Osteoarthritis and Clock Functions in Cartilage Cells
Researchers here link age-related issues with the body clock to the development of osteoarthritis, a degenerative condition of joints. The body clock controls changes in cell and organ activities according to the time of day. This overall system has its reflections in the biochemistry of all types of cells, and, as for many other aspects of cellular biology, the mechanisms involved in clock-related regulation become disarrayed with age. The proximate causes of this disarray are only partially cataloged and explored, long lists of changing protein levels and relationships mapped one by one. The root cause is most likely the well-known forms of cell and tissue damage that cause aging, but - as ever - drawing a line between that damage, through largely unmapped, complicated chains of cause and consequence, to link up with any one specific end result of aging is a challenging, expensive, and time-consuming process. It would be faster to fix the damage and see what happens, a path that would also provide a much greater chance of meaningful therapies resulting from research work.
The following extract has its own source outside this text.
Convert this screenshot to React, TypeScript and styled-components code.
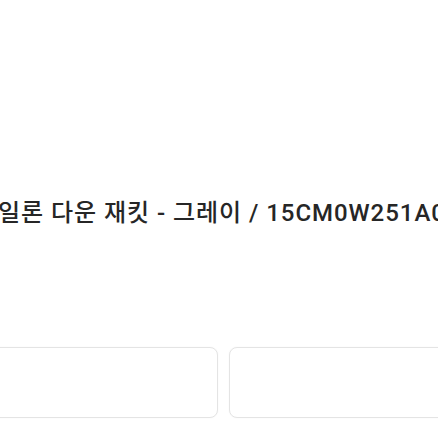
import React from 'react'
import styled, { createGlobalStyle } from 'styled-components'

const GlobalStyle = createGlobalStyle`
  html, body {
    margin: 0;
    padding: 0;
    background: #ffffff;
    overflow: hidden;
  }
  body {
    font-family: Roboto, 'Noto Sans CJK KR', 'Noto Sans', sans-serif;
  }
`

const Page = styled.div`
  width: 438px;
  height: 438px;
  overflow: hidden;
  display: flex;
  flex-direction: column;
`

const Title = styled.h1`
  margin: 198px 0 0 -25px;
  font-size: 24px;
  line-height: 30px;
  font-weight: 500;
  color: #262626;
  white-space: nowrap;
  letter-spacing: 0.95px;
`

const ButtonRow = styled.div`
  display: flex;
  gap: 11px;
  margin: 119px 0 0 -37px;
  width: 520px;
`

const OptionButton = styled.button`
  flex: 1 1 0;
  height: 71px;
  background: #ffffff;
  border: 1px solid #e4e4e4;
  border-radius: 8px;
  box-shadow: 0 0 2px rgba(0, 0, 0, 0.04);
`

const App = () => (
  <>
    <GlobalStyle />
    <Page>
      <Title>나일론 다운 재킷 - 그레이 / 15CM0W251A03</Title>
      <ButtonRow>
        <OptionButton />
        <OptionButton />
      </ButtonRow>
    </Page>
  </>
)

export default App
Researchers have for the first time established that the painful and debilitating symptoms endured by osteoarthritis sufferers are intrinsically linked to the human body clock. Body clocks within cartilage cells - or chondrocytes - control thousands of genes which segregate different biological activities at different times of the day. The body clock, researchers realised, controls the equilibrium between when chondrocyte cells are repaired during rest and when they are worn down through activity. But the research revealed that as we age, our cartilage cell body clocks deteriorate, making the repair function insufficient, which could contribute to osteoarthritis.The team examined three types of human cartilage under the microscope : normal, mildly affected by osteoarthritis and severely affected. As the osteoarthritis became more severe, the number of cells that express BMAL1 - a protein which controls the body clock - became less and less. And in terms of aging, he found similar reduction of BMAL1 in chondrocytes, which coincided with the reduced 'amplitude' of the body clock (up to 40% weaker in older mice), supporting the theory that aging, at least partially through dysregulation of the chondrocyte clocks, is a major risk factor for osteoarthritis.